WHAT IS REQUIRED - Select every line below containing the word "page".

────────────────────────────────────────

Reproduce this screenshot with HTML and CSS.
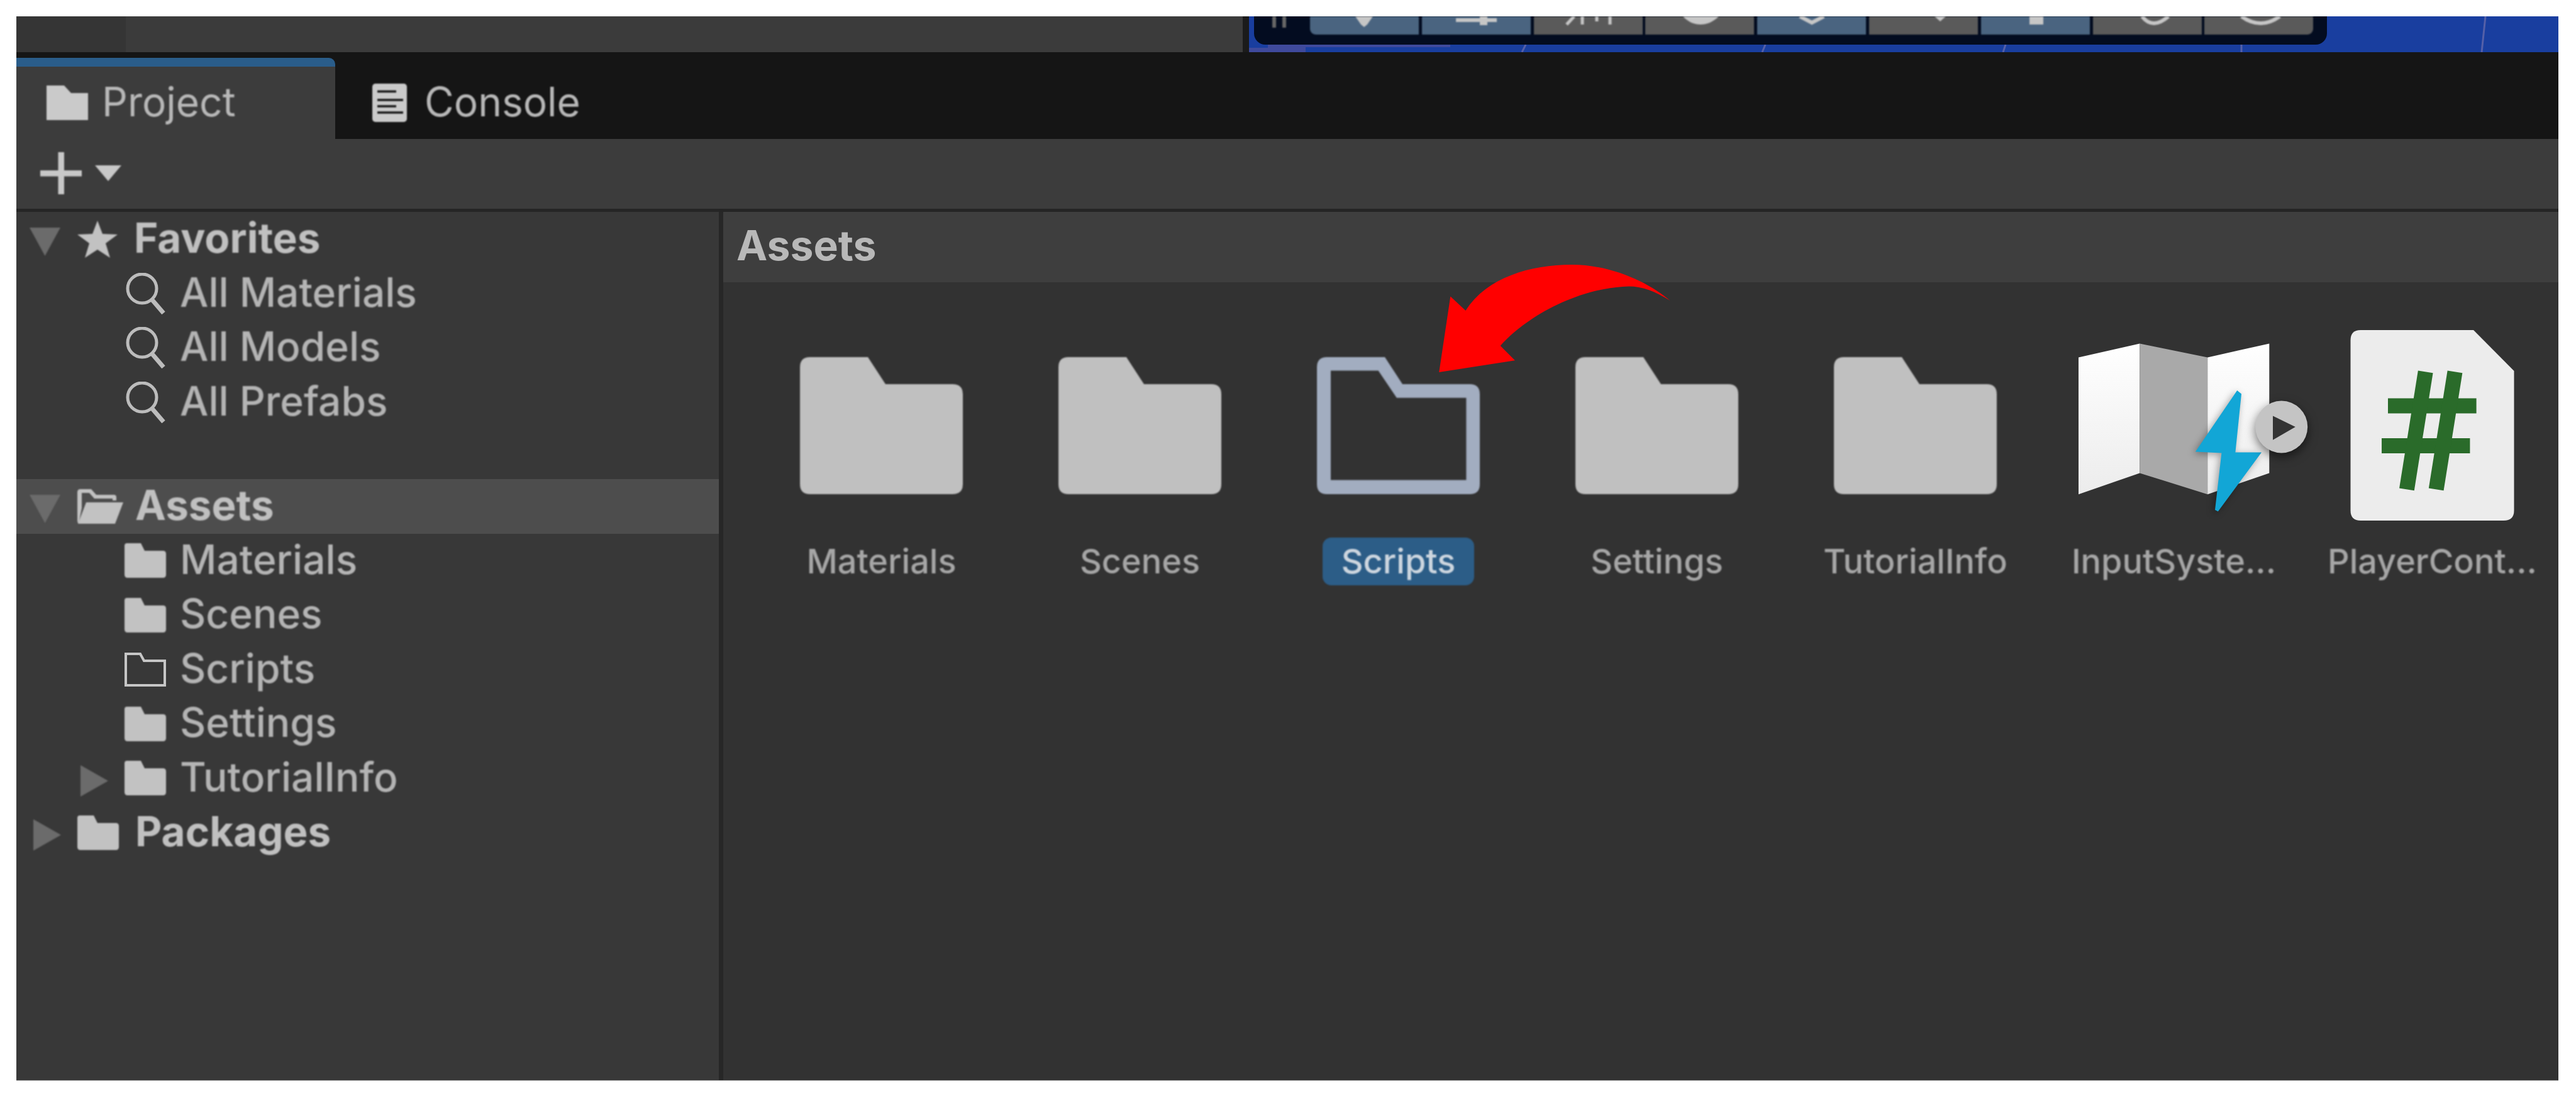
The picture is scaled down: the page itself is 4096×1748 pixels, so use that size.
FILE: index.html
```html
<!DOCTYPE html>
<html lang="en">
<head>
<meta charset="utf-8">
<title>Project</title>
<link rel="stylesheet" href="styles.css">
</head>
<body>
<svg class="defs" aria-hidden="true">
  <symbol id="folder-small" viewBox="0 0 66 55"><path d="M4 0H26L32 12H61Q66 12 66 17V50Q66 55 61 55H5Q0 55 0 50V4Q0 0 4 0Z"/></symbol>
  <symbol id="folder-large" viewBox="0 0 303 303"><path d="M38 43H130L158 86H265Q281 86 281 102V245Q281 261 265 261H38Q22 261 22 245V59Q22 43 38 43Z"/></symbol>
</svg>
<main class="window">
  <div class="strip">
    <div class="strip-dark"></div>
    <div class="strip-mid"></div>
    <div class="strip-rule"></div>
    <div class="scene">
      <svg class="scene-marks" viewBox="0 0 2082 57" width="2082" height="57">
        <path class="mark-band" d="M30 44H320V49H90V57H0V50H30Z"/>
        <path class="mark" d="M434 57L440 45M816 57L821 45M1199 57L1203 45M1578 57L1578 45M1960 57L1966 0"/>
      </svg>
      <div class="overlay">
        <div class="pause"><span class="pause-bar"></span><span class="pause-bar"></span></div>
        <div class="tool blue"><svg viewBox="0 0 173 29" width="173" height="29"><path class="glyph" d="M72 0H100L91 13L86 17L81 13Z"/></svg></div>
        <div class="tool blue"><svg viewBox="0 0 173 29" width="173" height="29"><path class="glyph" d="M54 3H92V0H104V3H119V9H104V14H92V9H54Z"/></svg></div>
        <div class="tool gray"><svg viewBox="0 0 173 29" width="173" height="29"><path class="line thin" d="M64 0L52 13M77 0V13M100 0V8M121 0V13"/></svg></div>
        <div class="tool gray"><svg viewBox="0 0 173 29" width="173" height="29"><path class="glyph" d="M60 0H117C108 9 98 13 88 13C78 13 68 9 60 0Z"/></svg></div>
        <div class="tool blue"><svg viewBox="0 0 173 29" width="173" height="29"><path class="line" d="M68 0L87 10L106 0"/></svg></div>
        <div class="tool gray"><svg viewBox="0 0 173 29" width="173" height="29"><path class="glyph" d="M104 0H122L113 8Z"/></svg></div>
        <div class="tool blue"><svg viewBox="0 0 173 29" width="173" height="29"><path class="glyph" d="M77 0H99V13H77Z"/></svg></div>
        <div class="tool gray"><svg viewBox="0 0 173 29" width="173" height="29"><path class="line" d="M78 0C84 8 90 11 97 11C104 11 112 7 120 0"/></svg></div>
        <div class="tool gray"><svg viewBox="0 0 173 29" width="173" height="29"><path class="line" d="M59 0C70 8 80 11 90 11C100 11 110 7 120 0"/></svg></div>
      </div>
    </div>
  </div>

  <div class="tabbar">
    <div class="tab active">
      <svg class="tab-icon" viewBox="0 0 66 55" width="66" height="55"><path d="M0 0H28L39 12H66V55H0Z"/></svg>
      <span class="tab-label">Project</span>
    </div>
    <div class="tab">
      <svg class="tab-icon" viewBox="0 0 55 61" width="55" height="61">
        <rect width="55" height="61" rx="5"/>
        <path class="console-lines" d="M8 12.5H38M8 26H49M8 36H38M8 46H49"/>
      </svg>
      <span class="tab-label">Console</span>
    </div>
  </div>

  <div class="toolbar">
    <svg class="soft" viewBox="0 0 66 67" width="66" height="67"><path class="add" d="M28.500 0H38V29H66V38.500H38V67H28.500V38.500H0V29H28.500Z"/></svg>
    <svg class="soft" viewBox="0 0 42 25" width="42" height="25"><path class="add" d="M0 0H42L21 25Z"/></svg>
  </div>

  <div class="panes">
    <nav class="tree">
      <div class="row top">
        <span class="slot"><svg class="arrow-down" viewBox="0 0 49 45" width="49" height="45"><path d="M0 0H49L24.5 45Z"/></svg></span>
        <svg class="tree-icon" viewBox="0 0 64 59" width="64" height="59"><path d="M32 0L40 21L64 22L45 36L52 59L32 46L12 59L19 36L0 22L24 21Z"/></svg>
        <span class="row-label strong">Favorites</span>
      </div>
      <div class="row child">
        <span class="slot"></span>
        <svg class="search-icon" viewBox="0 0 67 66" width="67" height="66"><circle cx="28" cy="25" r="23"/><path d="M44 43L62 64"/></svg>
        <span class="row-label">All Materials</span>
      </div>
      <div class="row child">
        <span class="slot"></span>
        <svg class="search-icon" viewBox="0 0 67 66" width="67" height="66"><circle cx="28" cy="25" r="23"/><path d="M44 43L62 64"/></svg>
        <span class="row-label">All Models</span>
      </div>
      <div class="row child">
        <span class="slot"></span>
        <svg class="search-icon" viewBox="0 0 67 66" width="67" height="66"><circle cx="28" cy="25" r="23"/><path d="M44 43L62 64"/></svg>
        <span class="row-label">All Prefabs</span>
      </div>
      <div class="tree-gap"></div>
      <div class="row top current">
        <span class="slot"><svg class="arrow-down" viewBox="0 0 49 45" width="49" height="45"><path d="M0 0H49L24.5 45Z"/></svg></span>
        <svg class="tree-icon" viewBox="0 0 73 55" width="73" height="55"><path d="M5 0H22L30 9H58Q62 9 62 13V18H56V15H27L19 6H7V30L2 55H4Q0 55 0 50V5Q0 0 5 0Z"/><path d="M14 21H73L60 55H1Z"/></svg>
        <span class="row-label strong">Assets</span>
      </div>
      <div class="row child">
        <span class="slot"></span>
        <svg class="tree-icon" width="66" height="55"><use href="#folder-small"/></svg>
        <span class="row-label">Materials</span>
      </div>
      <div class="row child">
        <span class="slot"></span>
        <svg class="tree-icon" width="66" height="55"><use href="#folder-small"/></svg>
        <span class="row-label">Scenes</span>
      </div>
      <div class="row child">
        <span class="slot"></span>
        <svg class="tree-outline" viewBox="0 0 66 55" width="66" height="55"><path d="M2 3H25L31 14H64V53H2Z"/></svg>
        <span class="row-label">Scripts</span>
      </div>
      <div class="row child">
        <span class="slot"></span>
        <svg class="tree-icon" width="66" height="55"><use href="#folder-small"/></svg>
        <span class="row-label">Settings</span>
      </div>
      <div class="row child">
        <span class="slot"><svg class="arrow-right" viewBox="0 0 44 50" width="44" height="50"><path d="M0 0L44 25L0 50Z"/></svg></span>
        <svg class="tree-icon" width="66" height="55"><use href="#folder-small"/></svg>
        <span class="row-label">TutorialInfo</span>
      </div>
      <div class="row top narrow">
        <span class="slot"><svg class="arrow-right" viewBox="0 0 44 50" width="44" height="50"><path d="M0 0L44 25L0 50Z"/></svg></span>
        <svg class="tree-icon" width="66" height="55"><use href="#folder-small"/></svg>
        <span class="row-label strong">Packages</span>
      </div>
    </nav>

    <section class="browser">
      <header class="crumb">Assets</header>
      <div class="grid">
        <figure class="asset">
          <svg class="folder" width="303" height="303"><use href="#folder-large"/></svg>
          <figcaption class="asset-label">Materials</figcaption>
        </figure>
        <figure class="asset">
          <svg class="folder" width="303" height="303"><use href="#folder-large"/></svg>
          <figcaption class="asset-label">Scenes</figcaption>
        </figure>
        <figure class="asset">
          <svg class="folder-open" viewBox="0 0 303 303" width="303" height="303"><path fill-rule="evenodd" d="M38 43H130L158 86H265Q281 86 281 102V245Q281 261 265 261H38Q22 261 22 245V59Q22 43 38 43ZM44 64.5V238.6H259.4V107.8H148.8L119.6 64.5Z"/></svg>
          <figcaption class="asset-label selected">Scripts</figcaption>
        </figure>
        <figure class="asset">
          <svg class="folder" width="303" height="303"><use href="#folder-large"/></svg>
          <figcaption class="asset-label">Settings</figcaption>
        </figure>
        <figure class="asset">
          <svg class="folder" width="303" height="303"><use href="#folder-large"/></svg>
          <figcaption class="asset-label">TutorialInfo</figcaption>
        </figure>
        <figure class="asset">
          <svg class="map" viewBox="0 0 303 303" width="303" height="303">
            <defs><linearGradient id="paper" x1="0" y1="0" x2="0" y2="1"><stop offset="0" stop-color="#ffffff"/><stop offset="1" stop-color="#ececec"/></linearGradient></defs>
            <path fill="url(#paper)" d="M0 43.4L97.3 21.5V227.4L0 261.3Z"/>
            <path fill="#a9a9a9" d="M97.3 21.5L205.2 43.4V261.3L97.3 227.4Z"/>
            <path fill="url(#paper)" d="M205.2 43.4L303.3 21.5V227.4L205.2 261.3Z"/>
            <path class="bolt" d="M252.2 96L259 101.5L249.4 194.5H291L221.8 288.5L217 286L227.4 195.5L185.8 193.5Z"/>
            <circle class="play-ring" cx="322.7" cy="154" r="41.5"/>
            <path class="play-tip" d="M309 136.5L344.8 154L309 174.8Z"/>
          </svg>
          <figcaption class="asset-label">InputSyste...</figcaption>
        </figure>
        <figure class="asset">
          <svg class="script" viewBox="0 0 303 303" width="303" height="303">
            <path class="script-page" d="M37.5 0H217L281.5 65V287Q281.5 303 265 303H37.5Q21.5 303 21.5 287V16Q21.5 0 37.5 0Z"/>
            <path class="script-hash" d="M81 120.5H221.6"/>
            <path class="script-hash" d="M71 184H211.4"/>
            <path class="script-hash" d="M140.7 66.4L110.9 253.4"/>
            <path class="script-hash" d="M187.5 66.4L157.7 253.4"/>
          </svg>
          <figcaption class="asset-label">PlayerCont...</figcaption>
        </figure>
      </div>
      <svg class="pointer" viewBox="0 0 375 175" width="375" height="175"><path d="M4.2 171L22.3 50.5L46.4 73C80 20 150 0 215 0C280 0 340 30 371.4 57C345 40 320 32 296 35C220 40 140 85 101.7 129L124.9 152.3Z"/></svg>
    </section>
  </div>
</main>
</body>
</html>
```
FILE: styles.css
```css
* { box-sizing: border-box; }
html, body { margin: 0; height: 100%; background: #ffffff; }
body { padding: 26px 28px 29px 26px; font-family: Inter, "Liberation Sans", sans-serif; overflow: hidden; }
.defs { display: none; }

.window { height: 100%; display: flex; flex-direction: column; background: #333; border-bottom: 1px solid #9a9a9a; }

/* cropped scene view along the top edge */
.strip { flex: 0 0 57px; display: flex; background: #3b3b3b; }
.strip-dark { flex: 0 0 174px; background: #353535; }
.strip-mid { flex: 0 0 1776px; background: #3b3b3b; }
.strip-rule { flex: 0 0 10px; background: #1b1b1b; }
.scene { flex: 1; position: relative; background: #193e9f; overflow: hidden; }
.scene-marks { position: absolute; left: 0; top: 0; }
.mark { fill: none; stroke: #5560a8; stroke-width: 3; }
.mark-band { fill: #3f4a9c; }
.overlay { position: relative; margin-left: 8px; width: 1706px; height: 44.5px; background: #030c20; border-radius: 0 0 18px 18px; display: flex; align-items: flex-start; gap: 4.8px; }
.pause { flex: 0 0 84.2px; display: flex; gap: 10px; padding-left: 29px; }
.pause-bar { width: 6px; height: 18px; background: #666; filter: blur(.8px); }
.tool { flex: 0 0 173px; height: 28.6px; overflow: hidden; display: flex; filter: blur(1px); }
.tool.blue { background: #4a6480; }
.tool.gray { background: #5a5a5a; }
.tool:nth-child(2) { border-bottom-left-radius: 9px; }
.tool:last-child { border-bottom-right-radius: 9px; }
.glyph { fill: #c6c6c6; }
.line { fill: none; stroke: #c6c6c6; stroke-width: 6; }
.line.thin { stroke-width: 5; }

/* tabs */
.tabbar { flex: 0 0 138px; display: flex; align-items: flex-end; background: #151515; }
.tab { display: flex; align-items: center; height: 115px; color: #b8b8b8; font-size: 64px; padding-left: 59px; gap: 28px; }
.tab.active { flex: 0 0 507px; height: 129px; padding: 0 0 0 48px; gap: 22px; background: #3c3c3c; border-top: 14px solid #2a5d8a; border-top-right-radius: 10px; }
.tab-icon { fill: #cacaca; flex: none; filter: blur(.8px); }
.console-lines { fill: none; stroke: #151515; stroke-width: 3.6; }
.tab-label { margin-bottom: 4px; filter: blur(1.1px); }

.toolbar { flex: 0 0 116px; display: flex; align-items: center; gap: 21px; padding: 0 0 3px 38px; background: #3c3c3c; border-bottom: 5px solid #252525; }
.soft { filter: blur(.8px); }
.add { fill: #c8c8c8; }

/* panes */
.panes { flex: 1; display: flex; min-height: 0; }
.tree { flex: 0 0 1124px; background: #383838; border-right: 7px solid #272727; color: #b4b4b4; font-size: 64px; }
.tree-gap { height: 79px; }
.row { height: 86.5px; display: flex; align-items: center; }
.row.top { padding-left: 21px; }
.row.child { padding-left: 102px; }
.row.narrow { padding-left: 27px; }
.row.current { background: #4d4d4d; }
.slot { flex: 0 0 76px; display: flex; align-items: center; }
.row.child .slot { flex-basis: 70px; }
.row.narrow .slot { flex-basis: 70px; }
.row.top .tree-icon { margin-right: 26px; }
.row.current .tree-icon { margin-right: 19px; }
.row.child .tree-icon, .row.child .tree-outline { margin-right: 22px; }
.row.child .search-icon { margin-right: 21px; }
.arrow-down, .arrow-right { fill: #6b6b6b; margin-top: 8px; filter: blur(.8px); }
.tree-icon { fill: #c2c2c2; flex: none; filter: blur(.8px); }
.tree-outline { fill: none; stroke: #c6c6c6; stroke-width: 4; flex: none; filter: blur(.6px); }
.search-icon { fill: none; stroke: #bcbcbc; stroke-width: 5; flex: none; filter: blur(.6px); }
.search-icon path { stroke-width: 7; }
.row-label { margin-bottom: 4px; line-height: 1; font-weight: 500; filter: blur(1.1px); }
.strong { font-weight: 700; font-size: 65.5px; color: #c0c0c0; }

.browser { flex: 1; position: relative; min-width: 0; background: #323232; }
.crumb { height: 112px; padding: 0 0 7px 21px; display: flex; align-items: center; background: #3e3e3e; color: #b8b8b8; font-size: 66px; font-weight: 700; }
.grid { display: flex; padding: 76px 0 0 46px; }
.asset { flex: 0 0 411px; margin: 0; display: flex; flex-direction: column; align-items: center; }
.folder { fill: #c0c0c0; filter: blur(.8px); }
.folder-open { fill: #a2adc0; filter: blur(.8px); }
.map { overflow: visible; filter: blur(.7px); }
.bolt { fill: #12a6d6; filter: drop-shadow(-3px 3px 6px rgba(0,0,0,.35)); }
.play-ring { fill: #c4c4c4; filter: drop-shadow(0 6px 8px rgba(0,0,0,.55)); }
.play-tip { fill: #333; }
.script-page { fill: #ececec; }
.script-hash { fill: none; stroke: #2a6b2a; stroke-width: 24; }
.script { filter: blur(.7px); }
.asset-label { margin-top: 27px; height: 76px; padding: 0 30px 2px; display: flex; align-items: center; border-radius: 14px; color: #a6a6a6; font-size: 54px; font-weight: 500; white-space: nowrap; filter: blur(.9px); }
.asset-label.selected { background: #2c5d87; color: #cdd6df; }
.pointer { position: absolute; left: 1134px; top: 84px; fill: #ff0000; }
```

────────────────────────────────────────

EXERCISE RESPONSE -
The picture is scaled down: the page itself is 4096×1748 pixels, so use that size.
            <path class="script-page" d="M37.5 0H217L281.5 65V287Q281.5 303 265 303H37.5Q21.5 303 21.5 287V16Q21.5 0 37.5 0Z"/>
.script-page { fill: #ececec; }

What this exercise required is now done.